*Recorded information*:
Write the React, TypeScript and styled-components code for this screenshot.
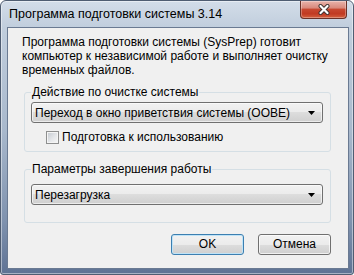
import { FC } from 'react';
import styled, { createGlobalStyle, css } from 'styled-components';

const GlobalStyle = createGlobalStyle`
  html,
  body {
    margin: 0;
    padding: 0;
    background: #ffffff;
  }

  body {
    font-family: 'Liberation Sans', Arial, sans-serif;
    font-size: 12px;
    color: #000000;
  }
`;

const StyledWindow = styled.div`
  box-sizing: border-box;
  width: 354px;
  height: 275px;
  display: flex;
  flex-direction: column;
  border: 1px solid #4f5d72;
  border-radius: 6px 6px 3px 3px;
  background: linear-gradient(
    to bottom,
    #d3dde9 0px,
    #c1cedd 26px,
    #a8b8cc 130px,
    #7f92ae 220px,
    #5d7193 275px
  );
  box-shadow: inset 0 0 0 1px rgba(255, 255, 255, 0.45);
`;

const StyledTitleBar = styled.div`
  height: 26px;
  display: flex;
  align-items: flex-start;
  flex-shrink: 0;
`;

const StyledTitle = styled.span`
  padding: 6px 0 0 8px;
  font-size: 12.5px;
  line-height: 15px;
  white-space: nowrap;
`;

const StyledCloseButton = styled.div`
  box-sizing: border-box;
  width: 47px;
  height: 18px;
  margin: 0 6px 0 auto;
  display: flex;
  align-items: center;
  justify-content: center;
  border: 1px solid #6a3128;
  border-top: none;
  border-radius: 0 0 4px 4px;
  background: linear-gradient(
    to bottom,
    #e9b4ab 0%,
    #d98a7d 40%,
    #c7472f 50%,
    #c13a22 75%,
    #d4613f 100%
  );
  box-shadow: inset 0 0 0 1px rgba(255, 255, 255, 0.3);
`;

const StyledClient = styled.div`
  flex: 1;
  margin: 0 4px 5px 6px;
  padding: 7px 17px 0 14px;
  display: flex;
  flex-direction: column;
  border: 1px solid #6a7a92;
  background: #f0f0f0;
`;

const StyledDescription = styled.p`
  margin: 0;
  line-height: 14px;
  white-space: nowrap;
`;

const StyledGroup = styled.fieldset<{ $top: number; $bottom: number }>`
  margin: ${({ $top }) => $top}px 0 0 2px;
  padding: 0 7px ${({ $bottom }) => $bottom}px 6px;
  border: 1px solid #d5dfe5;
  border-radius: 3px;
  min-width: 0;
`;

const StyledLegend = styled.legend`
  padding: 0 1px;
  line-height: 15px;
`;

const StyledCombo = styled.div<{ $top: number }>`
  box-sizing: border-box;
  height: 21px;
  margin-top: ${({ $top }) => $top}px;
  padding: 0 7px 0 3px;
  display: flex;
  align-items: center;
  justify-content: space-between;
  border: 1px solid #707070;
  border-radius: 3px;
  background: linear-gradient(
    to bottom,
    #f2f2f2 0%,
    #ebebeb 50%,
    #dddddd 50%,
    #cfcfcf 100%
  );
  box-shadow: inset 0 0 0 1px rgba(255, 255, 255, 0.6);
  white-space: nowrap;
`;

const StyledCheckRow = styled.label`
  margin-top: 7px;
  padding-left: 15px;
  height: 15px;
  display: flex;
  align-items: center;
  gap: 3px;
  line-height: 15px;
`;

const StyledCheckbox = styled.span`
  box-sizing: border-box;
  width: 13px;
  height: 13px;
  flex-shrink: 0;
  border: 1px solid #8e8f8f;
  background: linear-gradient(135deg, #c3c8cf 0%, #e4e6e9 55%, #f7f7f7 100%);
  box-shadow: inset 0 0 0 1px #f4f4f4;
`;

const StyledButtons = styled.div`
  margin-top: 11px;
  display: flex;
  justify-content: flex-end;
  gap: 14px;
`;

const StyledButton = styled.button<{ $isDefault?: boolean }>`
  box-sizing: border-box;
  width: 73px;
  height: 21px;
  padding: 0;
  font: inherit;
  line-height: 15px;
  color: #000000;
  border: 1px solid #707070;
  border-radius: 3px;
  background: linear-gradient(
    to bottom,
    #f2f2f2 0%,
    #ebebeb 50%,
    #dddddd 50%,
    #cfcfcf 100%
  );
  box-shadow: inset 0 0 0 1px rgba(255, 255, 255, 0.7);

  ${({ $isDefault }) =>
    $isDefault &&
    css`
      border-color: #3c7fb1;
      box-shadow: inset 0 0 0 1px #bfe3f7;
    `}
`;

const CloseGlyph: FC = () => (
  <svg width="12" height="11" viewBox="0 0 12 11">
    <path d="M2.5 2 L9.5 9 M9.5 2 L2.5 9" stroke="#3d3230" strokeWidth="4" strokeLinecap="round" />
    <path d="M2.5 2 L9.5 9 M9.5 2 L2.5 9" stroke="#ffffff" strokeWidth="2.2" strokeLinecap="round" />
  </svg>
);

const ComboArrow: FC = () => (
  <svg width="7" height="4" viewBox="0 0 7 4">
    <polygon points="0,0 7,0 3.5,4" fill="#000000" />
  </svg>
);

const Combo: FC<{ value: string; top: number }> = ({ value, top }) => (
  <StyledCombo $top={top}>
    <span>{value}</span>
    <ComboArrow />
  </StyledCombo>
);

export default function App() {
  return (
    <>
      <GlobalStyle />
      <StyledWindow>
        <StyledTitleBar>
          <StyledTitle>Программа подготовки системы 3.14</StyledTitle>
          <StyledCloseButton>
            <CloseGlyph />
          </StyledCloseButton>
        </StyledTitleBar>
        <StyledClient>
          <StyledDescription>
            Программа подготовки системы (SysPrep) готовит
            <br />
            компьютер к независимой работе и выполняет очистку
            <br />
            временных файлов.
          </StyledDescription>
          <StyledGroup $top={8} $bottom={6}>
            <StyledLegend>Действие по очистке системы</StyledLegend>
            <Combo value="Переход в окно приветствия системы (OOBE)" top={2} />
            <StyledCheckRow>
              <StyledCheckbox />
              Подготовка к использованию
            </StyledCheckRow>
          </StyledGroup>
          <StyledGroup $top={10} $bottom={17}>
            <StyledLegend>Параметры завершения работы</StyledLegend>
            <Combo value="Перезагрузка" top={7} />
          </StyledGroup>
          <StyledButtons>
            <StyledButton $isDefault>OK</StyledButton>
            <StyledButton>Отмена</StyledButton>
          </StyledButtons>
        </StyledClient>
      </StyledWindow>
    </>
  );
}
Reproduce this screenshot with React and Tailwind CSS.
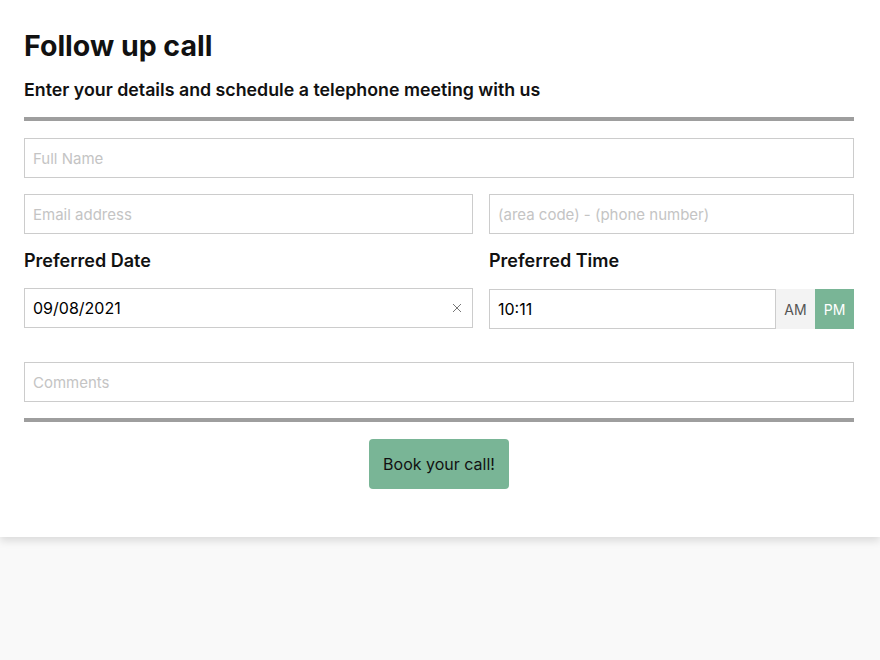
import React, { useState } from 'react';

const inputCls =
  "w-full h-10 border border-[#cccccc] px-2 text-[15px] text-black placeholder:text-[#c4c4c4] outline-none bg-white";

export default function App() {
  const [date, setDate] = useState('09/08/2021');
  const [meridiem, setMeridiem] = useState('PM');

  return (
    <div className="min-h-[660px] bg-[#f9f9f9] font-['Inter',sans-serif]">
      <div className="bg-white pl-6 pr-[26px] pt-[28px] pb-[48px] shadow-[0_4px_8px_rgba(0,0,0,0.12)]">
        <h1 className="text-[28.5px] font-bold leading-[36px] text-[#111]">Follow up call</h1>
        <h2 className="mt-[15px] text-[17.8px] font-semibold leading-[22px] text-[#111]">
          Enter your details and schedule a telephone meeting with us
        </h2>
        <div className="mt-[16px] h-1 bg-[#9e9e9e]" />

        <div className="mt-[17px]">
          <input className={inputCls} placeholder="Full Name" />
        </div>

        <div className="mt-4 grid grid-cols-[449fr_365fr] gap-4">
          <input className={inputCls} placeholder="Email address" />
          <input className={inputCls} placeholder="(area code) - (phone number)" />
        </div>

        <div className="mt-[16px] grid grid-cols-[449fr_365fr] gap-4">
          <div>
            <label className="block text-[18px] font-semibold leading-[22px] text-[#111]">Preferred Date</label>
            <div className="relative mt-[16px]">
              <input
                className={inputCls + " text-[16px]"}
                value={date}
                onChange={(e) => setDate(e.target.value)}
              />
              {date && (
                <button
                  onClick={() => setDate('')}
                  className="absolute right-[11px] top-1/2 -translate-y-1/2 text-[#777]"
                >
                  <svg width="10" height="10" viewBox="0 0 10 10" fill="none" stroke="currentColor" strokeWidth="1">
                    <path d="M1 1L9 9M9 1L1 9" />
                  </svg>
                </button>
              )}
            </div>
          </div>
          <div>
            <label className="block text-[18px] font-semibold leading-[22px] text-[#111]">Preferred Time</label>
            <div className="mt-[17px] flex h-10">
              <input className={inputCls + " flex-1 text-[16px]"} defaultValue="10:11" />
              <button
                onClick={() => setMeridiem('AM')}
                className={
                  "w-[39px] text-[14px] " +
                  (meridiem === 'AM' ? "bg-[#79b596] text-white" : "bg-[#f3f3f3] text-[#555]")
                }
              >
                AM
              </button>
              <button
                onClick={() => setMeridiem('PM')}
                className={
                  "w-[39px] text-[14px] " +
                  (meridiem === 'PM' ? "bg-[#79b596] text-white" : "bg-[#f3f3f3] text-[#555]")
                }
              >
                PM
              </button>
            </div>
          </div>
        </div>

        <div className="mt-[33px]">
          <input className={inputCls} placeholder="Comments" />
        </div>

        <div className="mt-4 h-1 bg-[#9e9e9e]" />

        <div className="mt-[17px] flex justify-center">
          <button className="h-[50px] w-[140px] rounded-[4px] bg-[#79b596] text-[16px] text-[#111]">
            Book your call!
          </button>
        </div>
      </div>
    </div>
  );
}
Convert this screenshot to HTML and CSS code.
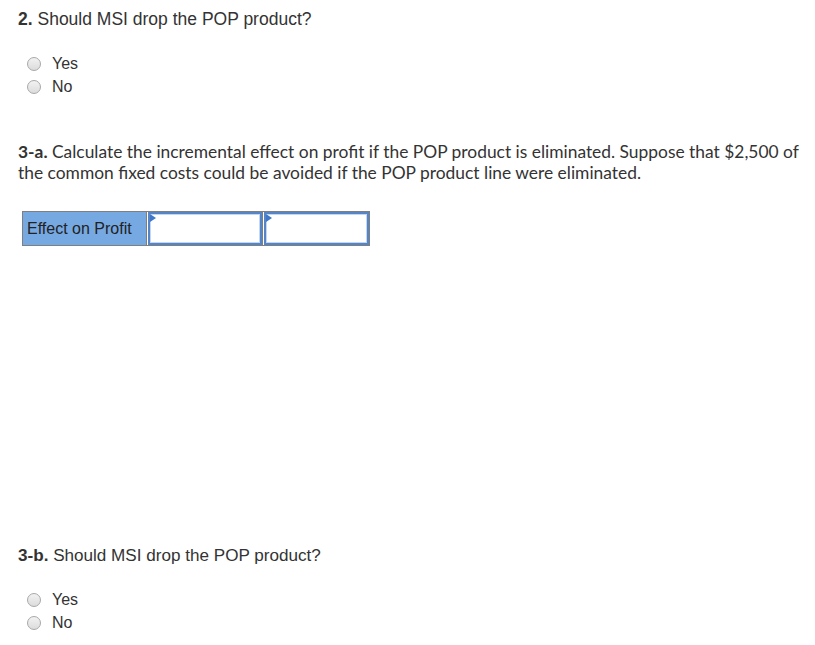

*What you are asked to do*:
Except for the pictures, write out exactly the lines from the line that contains "Reproduce this screenshot" through the line that contains "const [meridiem, setMeridiem]", including both.

*Written response*:
Reproduce this screenshot with React and Tailwind CSS.
import React, { useState } from 'react';

const inputCls =
  "w-full h-10 border border-[#cccccc] px-2 text-[15px] text-black placeholder:text-[#c4c4c4] outline-none bg-white";

export default function App() {
  const [date, setDate] = useState('09/08/2021');
  const [meridiem, setMeridiem] = useState('PM');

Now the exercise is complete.